Un dato curioso: il New Hampshire è uno degli stati dove i parlamentari sono pagati meno: 100 dollari all’anno senza diaria (non devono lasciare il loro lavoro quando vengono eletti). Dal sito ufficiale del governo statale: “Il New Hampshire è orgoglioso del suo parlamento dei cittadini, così chiamato perché i membri non sono politici di professione ma provengono da una serie di occupazioni diverse: lavoratori autonomi, pensionati, casalinghe, studenti e avvocati. Per il loro tempo e il loro impegno ricevono un compenso di 200 dollari a mandato più le spese di viaggio. Il presidente della camera e il presidente del senato ricevono 250 dollari a mandato per le loro funzioni aggiuntive”.
Alle elezioni presidenziali il New Hampshire esprime solo quattro grandi elettori, quindi il risultato nello stato diventa rilevante a livello nazionale solo nel caso di un’elezione molto incerta (per diventare presidente bisogna arrivare a 270 grandi elettori).
Il New Hampshire non è determinante nemmeno per la vittoria alle primarie dei partiti, ma essendo uno dei primi stati a votare riceve sempre molta attenzione, da parte sia dei candidati sia dei mezzi d’informazione; può contribuire ad affossare una candidatura che era considerata forte o, come spera Nikki Haley quest’anno, a sparigliare le carte in una corsa che sembra già decisa.

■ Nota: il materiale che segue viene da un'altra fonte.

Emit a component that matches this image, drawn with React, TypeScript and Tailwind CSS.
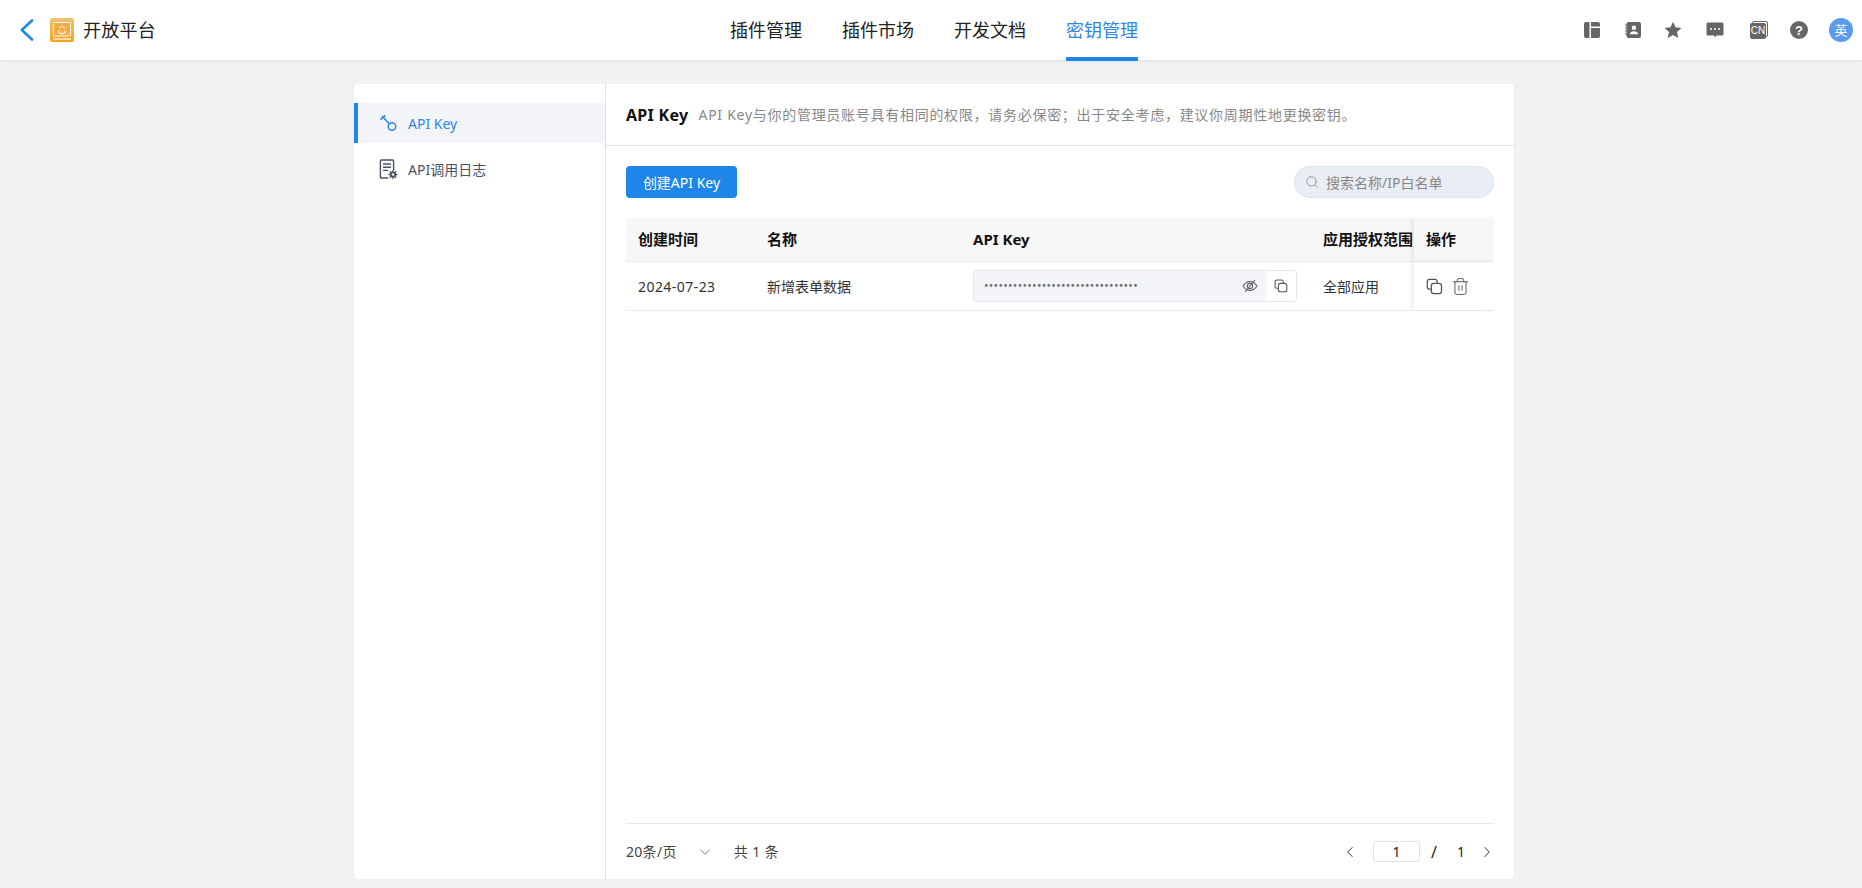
import { ChevronDown, ChevronLeft, ChevronRight, Search, Trash2 } from "lucide-react";

const font = "[font-family:'Noto_Sans','Noto_Sans_CJK_SC',sans-serif]";

function BackIcon() {
  return (
    <svg width="25" height="30" viewBox="0 0 25 30" fill="none" stroke="#1e86e8" strokeWidth="2.6" strokeLinecap="round" strokeLinejoin="round" className="shrink-0">
      <path d="M14 5.500 3.800 15 14 24.500" />
    </svg>
  );
}

function Logo() {
  return (
    <svg width="24" height="24" viewBox="0 0 24 24" className="shrink-0">
      <defs>
        <linearGradient id="lg" x1="0" y1="0" x2="0" y2="1">
          <stop offset="0" stopColor="#efc078" />
          <stop offset="1" stopColor="#f4a41c" />
        </linearGradient>
      </defs>
      <rect width="24" height="24" rx="2.500" fill="url(#lg)" />
      <rect x="3.500" y="4.500" width="17" height="13.500" rx="1" fill="#f1ad45" stroke="#fff" strokeOpacity="0.9" strokeWidth="1" />
      <path d="M8.800 12.500a3.200 3.200 0 0 0 6.400 0" fill="none" stroke="#fff" strokeWidth="1.200" />
      <path d="M9.500 10.500q2.500-4.500 5 0" fill="none" stroke="#fff" strokeOpacity="0.85" strokeWidth="1.200" />
      <rect x="3" y="20.500" width="18" height="1.200" fill="#fff" fillOpacity="0.95" />
    </svg>
  );
}

function KeyIcon() {
  return (
    <svg width="20" height="20" viewBox="0 0 20 20" fill="none" stroke="#2f86e6" strokeWidth="1.500" className="shrink-0">
      <circle cx="14" cy="13.500" r="3.800" />
      <path d="M11.200 10.800 4 3" />
      <path d="M2.400 6.600 7.400 2.400" />
    </svg>
  );
}

function LogIcon() {
  return (
    <svg width="20" height="20" viewBox="0 0 20 20" fill="none" className="shrink-0">
      <path d="M10 19H3.400a1 1 0 0 1-1-1V2a1 1 0 0 1 1-1h11.200a1 1 0 0 1 1 1v9" stroke="#4a5266" strokeWidth="1.400" />
      <path d="M5 5h8M5 8.200h8M5 11.400h5" stroke="#4a5266" strokeWidth="1.400" />
      <circle cx="15" cy="15.500" r="3" fill="#4a5266" />
      <path d="M15 11v9M10.500 15.500h9M11.800 12.300l6.400 6.400M18.200 12.300l-6.400 6.400" stroke="#4a5266" strokeWidth="1.300" />
      <circle cx="15" cy="15.500" r="1.200" fill="#fff" />
    </svg>
  );
}

function CopyIcon({ size = 14 }: { size?: number }) {
  return (
    <svg width={size} height={size} viewBox="0 0 16 16" fill="none" stroke="#555" strokeWidth="1.200" className="shrink-0">
      <path d="M10.500 4.600V3.200a2 2 0 0 0-2-2H3.200a2 2 0 0 0-2 2v5.300a2 2 0 0 0 2 2h1.400" />
      <rect x="5" y="5" width="9.600" height="9.600" rx="2.400" />
    </svg>
  );
}

function EyeOff() {
  return (
    <svg width="16" height="16" viewBox="0 0 16 16" fill="none" stroke="#666" strokeWidth="1.100" className="shrink-0">
      <path d="M1 8c1.800-3 4.200-4.400 7-4.400S13.200 5 15 8c-1.800 3-4.200 4.400-7 4.400S2.800 11 1 8z" />
      <circle cx="8" cy="8" r="2.600" />
      <path d="M3 14 13 2" />
    </svg>
  );
}

function TopIcons() {
  return (
    <div className="flex items-center">
      <svg width="18" height="18" viewBox="0 0 18 18">
        <path d="M3 1h3.500v16H3a2 2 0 0 1-2-2V3a2 2 0 0 1 2-2zM8 1h7a2 2 0 0 1 2 2v2.500H8zM8 7h9v8a2 2 0 0 1-2 2H8z" fill="#666" />
      </svg>
      <svg width="18" height="18" viewBox="0 0 18 18" className="ml-[23px]">
        <rect x="2.500" y="1" width="14.500" height="16" rx="2" fill="#666" />
        <path d="M1 4h3M1 7h3M1 10h3M1 13h3" stroke="#666" strokeWidth="1.200" />
        <circle cx="10" cy="6.800" r="2.200" fill="#fff" />
        <path d="M5.800 13.200c0-4 8.400-4 8.400 0z" fill="#fff" />
      </svg>
      <svg width="18" height="18" viewBox="0 0 18 18" className="ml-[22px]">
        <path d="M9 .8l2.500 5.500 6 .7-4.500 4 1.300 6L9 14l-5.300 3 1.300-6-4.500-4 6-.7z" fill="#666" />
      </svg>
      <svg width="18" height="18" viewBox="0 0 18 18" className="ml-[24px]">
        <path d="M2 1.500h14a1.500 1.500 0 0 1 1.500 1.500v10a1.500 1.500 0 0 1-1.500 1.500h-5.300L8.500 16.800V14.500H2A1.500 1.500 0 0 1 .5 13V3A1.500 1.500 0 0 1 2 1.500z" fill="#666" />
        <circle cx="5" cy="8" r="1" fill="#fff" />
        <circle cx="9" cy="8" r="1" fill="#fff" />
        <circle cx="13" cy="8" r="1" fill="#fff" />
      </svg>
      <div className="relative ml-[26px] h-[18px] w-[18px]">
        <div className="absolute right-0 top-0 h-[16px] w-[16px] rounded-[2px] border border-[#666]" />
        <div className="absolute bottom-0 left-0 flex h-[16px] w-[16px] items-center justify-center rounded-[2px] bg-[#666] text-[10px] leading-none text-white [font-family:'Liberation_Sans',sans-serif]">
          CN
        </div>
      </div>
      <div className="ml-[22px] flex h-[18px] w-[18px] items-center justify-center rounded-full bg-[#666] text-[13px] font-bold leading-none text-white [font-family:'Liberation_Sans',sans-serif]">
        ?
      </div>
      <div className="ml-[21px] flex h-[24px] w-[24px] items-center justify-center rounded-full bg-[#5b9bee] text-[13px] leading-none text-white">
        英
      </div>
    </div>
  );
}

function Header() {
  const tabs = ["插件管理", "插件市场", "开发文档", "密钥管理"];
  return (
    <header className="relative z-10 flex h-[60px] items-center bg-white pl-[18px] pr-[9px] shadow-[0_1px_4px_rgba(0,0,0,0.08)]">
      <BackIcon />
      <div className="ml-[7px]">
        <Logo />
      </div>
      <span className="ml-[9px] w-[73px] text-[18px] leading-none tracking-[0.25px] text-[#222]">开放平台</span>
      <nav className="ml-[574px] flex h-full flex-1 gap-[40px]">
        {tabs.map((t, i) => (
          <div key={t} className="relative flex h-full items-center">
            <span className={"text-[18px] leading-none " + (i === 3 ? "text-[#2f86e6]" : "text-[#222]")}>{t}</span>
            {i === 3 && <div className="absolute bottom-[-1px] left-0 h-[4px] w-full bg-[#1e86e8]" />}
          </div>
        ))}
      </nav>
      <TopIcons />
    </header>
  );
}

function Sidebar() {
  return (
    <aside className="w-[252px] shrink-0 border-r border-[#dfe1e8] pt-[19px]">
      <div className="flex h-[40px] items-center gap-[10px] border-l-[4px] border-[#1e86e8] bg-[#f3f4f8] pl-[20px] text-[14px] text-[#2f86e6]">
        <KeyIcon />
        API Key
      </div>
      <div className="mt-[6px] flex h-[40px] items-center gap-[10px] pl-[24px] text-[14px] text-[#4a5266]">
        <LogIcon />
        API调用日志
      </div>
    </aside>
  );
}

const cols = "grid grid-cols-[129px_206px_350px_103px_80px]";

function KeyTable() {
  return (
    <div className="mt-[20px] text-[14px] text-[#333]">
      <div className={cols + " h-[44px] items-center border-b border-[#e8ebf2] bg-[#f7f7f8] text-[15px] font-bold text-[#111]"}>
        <div className="pl-[12px]">创建时间</div>
        <div className="pl-[12px]">名称</div>
        <div className="pl-[12px]">API Key</div>
        <div className="whitespace-nowrap pl-[12px]">应用授权范围</div>
        <div className="flex h-full items-center bg-[#f7f7f8] pl-[12px] shadow-[-3px_0_4px_rgba(0,0,0,0.06)]">操作</div>
      </div>
      <div className={cols + " h-[49px] items-center border-b border-[#e8ebf2]"}>
        <div className="pl-[12px] tracking-[0.45px]">2024-07-23</div>
        <div className="pl-[12px]">新增表单数据</div>
        <div className="pl-[12px]">
          <div className="flex h-[32px] w-[324px] items-center overflow-hidden rounded-[3px] border border-[#e3e6ee] bg-[#f3f5f9]">
            <span className="ml-[10px] flex-1 text-[12px] leading-none tracking-[0.3px] text-[#777]">
              ••••••••••••••••••••••••••••••••
            </span>
            <EyeOff />
            <div className="ml-[8px] flex h-full w-[30px] items-center justify-center bg-white">
              <CopyIcon size={14} />
            </div>
          </div>
        </div>
        <div className="pl-[12px]">全部应用</div>
        <div className="flex h-full items-center gap-[8px] pl-[12px] shadow-[-3px_0_4px_rgba(0,0,0,0.06)]">
          <CopyIcon size={17} />
          <Trash2 size={19} strokeWidth={1.2} color="#555" />
        </div>
      </div>
    </div>
  );
}

function Footer() {
  return (
    <div className="flex h-[56px] items-center justify-between border-t border-[#e8e8ec] text-[14px] text-[#444]">
      <div className="flex items-center">
        <span className="tracking-[0.3px]">20条/页</span>
        <ChevronDown size={18} strokeWidth={1.3} color="#777" className="ml-[19px]" />
        <span className="ml-[20px] tracking-[0.4px]">共 1 条</span>
      </div>
      <div className="flex items-center text-[#222]">
        <ChevronLeft size={18} strokeWidth={1.4} color="#555" />
        <div className="ml-[14px] flex h-[21px] w-[47px] items-center justify-center rounded-[3px] border border-[#dcdfe6]">1</div>
        <span className="ml-[11px] text-[16px] leading-none">/</span>
        <span className="ml-[20px]">1</span>
        <ChevronRight size={18} strokeWidth={1.4} color="#555" className="ml-[13px] mr-[-2px]" />
      </div>
    </div>
  );
}

export default function App() {
  return (
    <div className={font + " flex h-[888px] w-full flex-col overflow-hidden bg-[#f1f2f4]"}>
      <Header />
      <main className="flex-1 pb-[9px] pl-[354px] pr-[348px] pt-[24px]">
        <div className="flex h-full overflow-hidden rounded-[4px] bg-white shadow-[0_0_3px_rgba(0,0,0,0.05)]">
          <Sidebar />
          <section className="flex min-w-0 flex-1 flex-col">
            <div className="flex h-[62px] shrink-0 items-center border-b border-[#dfe1e8] pl-[20px]">
              <span className="text-[16px] font-bold tracking-[0.3px] text-[#111]">API Key</span>
              <span className="ml-[10px] text-[14px] tracking-[0.72px] text-[#888]">
                API Key与你的管理员账号具有相同的权限，请务必保密；出于安全考虑，建议你周期性地更换密钥。
              </span>
            </div>
            <div className="flex min-h-0 flex-1 flex-col px-[20px] pt-[20px]">
              <div className="flex items-center justify-between">
                <button className="h-[32px] w-[111px] rounded-[4px] bg-[#1e86e8] text-[14px] text-white">创建API Key</button>
                <div className="flex h-[32px] w-[200px] items-center rounded-full border border-[#dde1ea] bg-[#e9edf4] pl-[10px] text-[14px] text-[#888]">
                  <Search size={14} strokeWidth={1.4} color="#888" />
                  <span className="ml-[7px]">搜索名称/IP白名单</span>
                </div>
              </div>
              <KeyTable />
              <div className="flex-1" />
              <Footer />
            </div>
          </section>
        </div>
      </main>
    </div>
  );
}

Da tempo c’è chi sostiene che i partiti dovrebbero cambiare il calendario delle primarie, sostituendo Iowa e New Hampshire con due stati che rispecchino in modo più fedele la varietà demografica dell’elettorato statunitense.
- Donald Trump ha stravinto i caucus dell’Iowa, staccando i suoi avversari di circa trenta punti percentuali.
- Trump ha vinto in 98 contee su 99, confermando un consenso solido nelle zone rurali e tra gli elettori della classe operaia.
- In New Hampshire Nikki Haley punta sul voto degli elettori indipendenti e moderati. Ma gli ultimi sondaggi non sono positivi per lei.
- Il 21 gennaio il governatore repubblicano della Florida Ron DeSantis si è ritirato dalle primarie.